Hopefully the media focus less on the ‘blow to international climbers who have paid large sums for the chance to fullfil their dreams of scaling the world highest peak’ and more on the the conditions of Sherpas without whom it will be impossible plan the climb in the first place. Sherpas, who works as guide and support staff for the climbers, are often the sole breadwinners for their extended families, and face an extremely desperate problem. Most of them would be now struggling to make ends meet in a country mired in poverty made worst by economic and political upheavals in the last decade or so.
“All of us came here to climb and earn.

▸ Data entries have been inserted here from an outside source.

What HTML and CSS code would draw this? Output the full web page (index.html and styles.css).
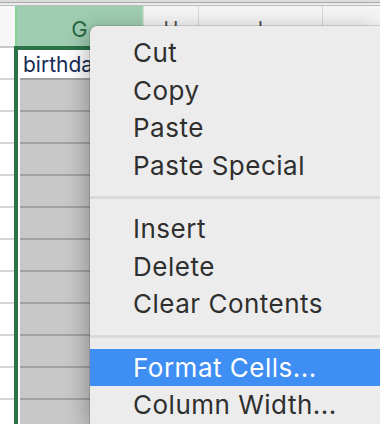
FILE: index.html
```html
<!DOCTYPE html>
<html lang="en">
<head>
  <meta charset="UTF-8">
  <meta name="viewport" content="width=device-width, initial-scale=1.0">
  <title>Sheet - context menu</title>
  <link rel="stylesheet" href="styles.css">
</head>
<body>
  <div class="chrome"></div>
  <div class="sheet">
    <div class="col col-f">
      <div class="head"></div>
      <div class="cell"></div>
      <div class="cell"></div>
      <div class="cell"></div>
      <div class="cell"></div>
      <div class="cell"></div>
      <div class="cell"></div>
      <div class="cell"></div>
      <div class="cell"></div>
      <div class="cell"></div>
      <div class="cell"></div>
      <div class="cell"></div>
      <div class="cell"></div>
    </div>

    <div class="col col-g">
      <div class="head head-sel">G</div>
      <div class="selection">
        <div class="cell cell-active">birthday</div>
        <div class="cell cell-sel"></div>
        <div class="cell cell-sel"></div>
        <div class="cell cell-sel"></div>
        <div class="cell cell-sel"></div>
        <div class="cell cell-sel"></div>
        <div class="cell cell-sel"></div>
        <div class="cell cell-sel"></div>
        <div class="cell cell-sel"></div>
        <div class="cell cell-sel"></div>
        <div class="cell cell-sel"></div>
        <div class="cell cell-sel"></div>
      </div>
    </div>

    <div class="col col-h">
      <div class="head">H</div>
    </div>
    <div class="col col-i">
      <div class="head">I</div>
    </div>
    <div class="col col-j">
      <div class="head"></div>
    </div>
  </div>

  <ul class="menu">
    <li class="item">Cut</li>
    <li class="item">Copy</li>
    <li class="item">Paste</li>
    <li class="item">Paste Special</li>
    <li class="sep"></li>
    <li class="item">Insert</li>
    <li class="item">Delete</li>
    <li class="item">Clear Contents</li>
    <li class="sep"></li>
    <li class="item item-active">Format Cells...</li>
    <li class="item">Column Width...</li>
  </ul>
</body>
</html>
```

FILE: styles.css
```css
body {
  margin: 0;
  width: 380px;
  height: 424px;
  overflow: hidden;
  background-color: #ffffff;
  font-family: Inter, "Liberation Sans", sans-serif;
  position: relative;
}
.chrome {
  height: 6px;
  background: linear-gradient(#dcdcdc 0 2px, #a9a9a9 2px 3px, #ececec 3px 5px, #bdbdbd 5px 6px);
}
.sheet {
  display: flex;
  align-items: flex-start;
  overflow: hidden;
  height: 418px;
}
.col {
  flex: none;
}
.head {
  height: 40px;
  box-sizing: border-box;
  background-color: #f4f4f4;
  border-left: 1px solid #d9d9d9;
  text-align: center;
  font-size: 20px;
  line-height: 46px;
  color: #505050;
}
.col-f {
  width: 15px;
}
.col-f .head {
  border-left: none;
  background-color: #f7f7f7;
  border-bottom: 2px solid #c8c8c8;
  height: 42px;
}
.col-f .cell {
  height: 32px;
  box-sizing: border-box;
  border-bottom: 2px solid #d6d6d6;
}
.col-g {
  width: 128px;
}
.head-sel {
  background-color: #9fcdb2;
  border-left: 2px solid #7fd48f;
  border-right: 1px solid #a9e2b4;
  color: #2c6944;
  font-size: 22px;
}
.selection {
  margin-left: -1px;
  border-left: 4px solid #2b7347;
  border-top: 4px solid #2b7347;
  padding-left: 2px;
}
.cell {
  height: 32px;
  box-sizing: border-box;
}
.cell-active {
  height: 30px;
  border-bottom: 2px solid #a2a2a2;
  padding-left: 3px;
  font-size: 21px;
  line-height: 30px;
  color: #172a55;
  white-space: nowrap;
}
.cell-sel {
  background-color: #c8c8c8;
  border-bottom: 2px solid #a2a2a2;
}
.col-h {
  width: 55px;
}
.col-i {
  width: 124px;
}
.col-j {
  width: 58px;
}

/* context menu, lies over the sheet */
.menu {
  position: absolute;
  left: 90px;
  top: 26px;
  right: 0;
  bottom: 0;
  margin: 0;
  padding: 8px 0 0;
  list-style: none;
  background-color: #ececec;
  border-radius: 7px 0 0 0;
  box-shadow: 0 0 0 1px rgba(0,0,0,0.12), -4px 4px 22px rgba(0,0,0,0.28);
}
.item {
  height: 37.5px;
  line-height: 37.5px;
  padding-left: 43px;
  font-size: 26px;
  letter-spacing: 0.5px;
  color: #2f2f2f;
  white-space: nowrap;
}
.item-active {
  background-color: #3f8ef3;
  color: #ffffff;
}
.sep {
  height: 3px;
  margin: 12px 0 11px;
  background-color: #dadada;
}
```
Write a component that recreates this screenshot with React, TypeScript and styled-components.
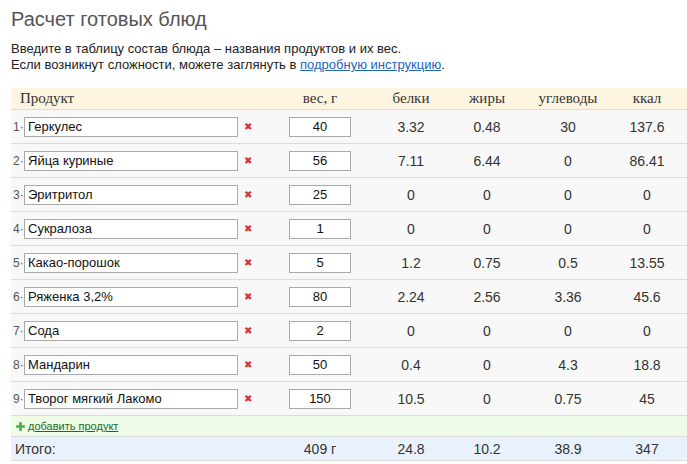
import React from "react";
import styled, { createGlobalStyle } from "styled-components";

interface Item {
  name: string;
  weight: number;
  protein: string;
  fat: string;
  carbs: string;
  kcal: string;
}

const items: Item[] = [
  { name: "Геркулес", weight: 40, protein: "3.32", fat: "0.48", carbs: "30", kcal: "137.6" },
  { name: "Яйца куриные", weight: 56, protein: "7.11", fat: "6.44", carbs: "0", kcal: "86.41" },
  { name: "Эритритол", weight: 25, protein: "0", fat: "0", carbs: "0", kcal: "0" },
  { name: "Сукралоза", weight: 1, protein: "0", fat: "0", carbs: "0", kcal: "0" },
  { name: "Какао-порошок", weight: 5, protein: "1.2", fat: "0.75", carbs: "0.5", kcal: "13.55" },
  { name: "Ряженка 3,2%", weight: 80, protein: "2.24", fat: "2.56", carbs: "3.36", kcal: "45.6" },
  { name: "Сода", weight: 2, protein: "0", fat: "0", carbs: "0", kcal: "0" },
  { name: "Мандарин", weight: 50, protein: "0.4", fat: "0", carbs: "4.3", kcal: "18.8" },
  { name: "Творог мягкий Лакомо", weight: 150, protein: "10.5", fat: "0", carbs: "0.75", kcal: "45" },
];

const GlobalStyle = createGlobalStyle`
  body {
    margin: 0;
    background: #fff;
    font-family: "Liberation Sans", Arial, sans-serif;
    color: #222;
  }
`;

const Page = styled.div`
  padding: 9px 0 0 11px;
  width: 676px;
`;

const Title = styled.h1`
  margin: 0;
  font-size: 20px;
  font-weight: normal;
  color: #555;
  line-height: 20px;
`;

const Intro = styled.p`
  margin: 12px 0 0;
  font-size: 13px;
  line-height: 16px;
  color: #222;

  a {
    color: #2266bb;
    text-decoration: underline;
  }
`;

const Table = styled.div`
  margin-top: 15px;
  display: grid;
  grid-template-columns: 269px 80px 89px 76px 86px 76px;
`;

const Row = styled.div<{ $bg: string; $height: number }>`
  display: contents;

  & > * {
    background: ${(p) => p.$bg};
    height: ${(p) => p.$height}px;
    border-bottom: 1px solid #dcdcdc;
    box-sizing: border-box;
    display: flex;
    align-items: center;
  }
`;

const HeadCell = styled.div<{ $left?: boolean; $first?: boolean; $last?: boolean }>`
  font-family: "Liberation Serif", "Times New Roman", serif;
  font-size: 15px;
  color: #333;
  justify-content: ${(p) => (p.$left ? "flex-start" : "center")};
  padding-left: ${(p) => (p.$left ? "9px" : p.$first ? "13px" : "0")};
  padding-right: ${(p) => (p.$last ? "4px" : "0")};
`;

const NumCell = styled.div<{ $first?: boolean; $last?: boolean }>`
  justify-content: center;
  font-size: 14px;
  color: #333;
  padding-left: ${(p) => (p.$first ? "13px" : "0")};
  padding-right: ${(p) => (p.$last ? "4px" : "0")};
`;

const ProductCell = styled.div`
  padding-left: 2px;
`;

const Index = styled.span`
  font-size: 12px;
  color: #555;
  width: 11px;
`;

const TextInput = styled.input<{ $width: number; $center?: boolean }>`
  width: ${(p) => p.$width}px;
  height: 20px;
  box-sizing: border-box;
  border: 1px solid #a9a9a9;
  background: #fff;
  padding: 0 3px;
  font-family: "Liberation Sans", Arial, sans-serif;
  font-size: 13px;
  color: #111;
  text-align: ${(p) => (p.$center ? "center" : "left")};
  outline: none;
`;

const Remove = styled.span`
  margin-left: 6px;
  color: #d0334a;
  font-size: 10px;
  line-height: 1;
  font-family: "DejaVu Sans", sans-serif;
  font-weight: bold;
`;

const AddCell = styled.div`
  grid-column: 1 / -1;
  padding-left: 5px;
  gap: 3px;
  font-size: 11px;

  a {
    color: #1f6a1f;
    text-decoration: underline;
  }
`;

const TotalLabel = styled.div`
  padding-left: 4px;
  font-size: 14px;
  color: #333;
`;

function PlusIcon() {
  return (
    <svg width="9" height="9" viewBox="0 0 9 9">
      <path
        d="M3.5 0.5h2v3h3v2h-3v3h-2v-3h-3v-2h3z"
        fill="#4cae3c"
        stroke="#4cae3c"
        strokeWidth="0.6"
        strokeLinejoin="round"
      />
    </svg>
  );
}

export default function App() {
  const totalWeight = items.reduce((s, i) => s + i.weight, 0);
  return (
    <>
      <GlobalStyle />
      <Page>
        <Title>Расчет готовых блюд</Title>
        <Intro>
          Введите в таблицу состав блюда – названия продуктов и их вес.
          <br />
          Если возникнут сложности, можете заглянуть в <a href="#">подробную инструкцию</a>.
        </Intro>
        <Table>
          <Row $bg="#fdf5df" $height={22}>
            <HeadCell $left>Продукт</HeadCell>
            <HeadCell>вес, г</HeadCell>
            <HeadCell $first>белки</HeadCell>
            <HeadCell>жиры</HeadCell>
            <HeadCell>углеводы</HeadCell>
            <HeadCell $last>ккал</HeadCell>
          </Row>
          {items.map((item, i) => (
            <Row key={item.name} $bg="#f8f8f8" $height={34}>
              <ProductCell>
                <Index>{i + 1}·</Index>
                <TextInput $width={214} defaultValue={item.name} />
                <Remove>✖</Remove>
              </ProductCell>
              <NumCell>
                <TextInput $width={62} $center defaultValue={String(item.weight)} />
              </NumCell>
              <NumCell $first>{item.protein}</NumCell>
              <NumCell>{item.fat}</NumCell>
              <NumCell>{item.carbs}</NumCell>
              <NumCell $last>{item.kcal}</NumCell>
            </Row>
          ))}
          <Row $bg="#edfbe7" $height={21}>
            <AddCell>
              <PlusIcon />
              <a href="#">добавить продукт</a>
            </AddCell>
          </Row>
          <Row $bg="#e9f2fc" $height={24}>
            <TotalLabel>Итого:</TotalLabel>
            <NumCell>{totalWeight} г</NumCell>
            <NumCell $first>24.8</NumCell>
            <NumCell>10.2</NumCell>
            <NumCell>38.9</NumCell>
            <NumCell $last>347</NumCell>
          </Row>
        </Table>
      </Page>
    </>
  );
}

To choose not to climb is a critical decision for us,” Lam Babu Sherpa told AFP as his expedition prepared to leave Everest base camp. “A cancelled season will be hardest on us.” http://www.reuters.com/article/2014/04/27/us-nepal-everest-insight-idUSBREA3Q06720140427
As the climbing business has grown in Nepal, sherpas, an ethnic group thought to be of Tibetan origin from the eastern Himalayas, have become indispensable as guides and porters for expeditions.http://bigstory.ap.org/article/fearing-icefall-everest-dangers-are-clear
Sherpas make 3,000 to $6,000 during the 2 – 3 month long summit season, an extremely lucrative proposition in the region where most earn much less. The community numbers 600, ranging from cooks on Everest to guides and elite ice doctors who fix the ropes and ladders before climbers tackle the peak. http://www.samachar.com/Fresh-safety-violence-fears-on-Mount-Everest-oeylNxebaii.html
This tragic disaster has again put the focus on compensation for the families of injured or killed sherpas, many of whom are forced to rely on the charity of Western climbers despite being key to the industry’s success. The Nepalese government pledged $400 for the families of those killed to cover funeral expenses, an offer rejected by angry sherpas, whose families currently only receive $10,000 in life insurance. Medical coverage is about $3,000, which does not even cover the cost of a single helicopter trip out of base camp for treatment. The disaster underscored the huge risks borne by sherpas who carry food, fix ropes, repair ladders and more to enable climbers to reach the ‘roof of the world’.
Days after the avalanche, Russell Brice, veteran mountaineer and owner of top expedition company Himex, told AFP, “anywhere else in the world, we wouldn’t be climbing across an icefall like this one.” “We do it because it’s Everest,” Brice said.
At a funeral ceremony in Kathmandu for those killed, one woman, whose husband escaped uninjured from the avalanche, said the shutdown has left her anxious about the months ahead. “The mountain is our livelihood, this is what we do,” said Sarkini Sherpa, whose husband was preparing to leave base camp. “We had hoped he would earn enough this season to pay for our kids’ education in Kathmandu… but now I am very worried, I don’t know how we will pay our bills,” the 40-year-old told AFP.
Ultimately sherpas would have to return to the mountain soon. No matter how terrible this tragedy is and what worst is in store for them in the future, Sherpas do not really have any other option. Life is not fair, the world has always been the play ground of Rich and Powerful and it remains the same even today.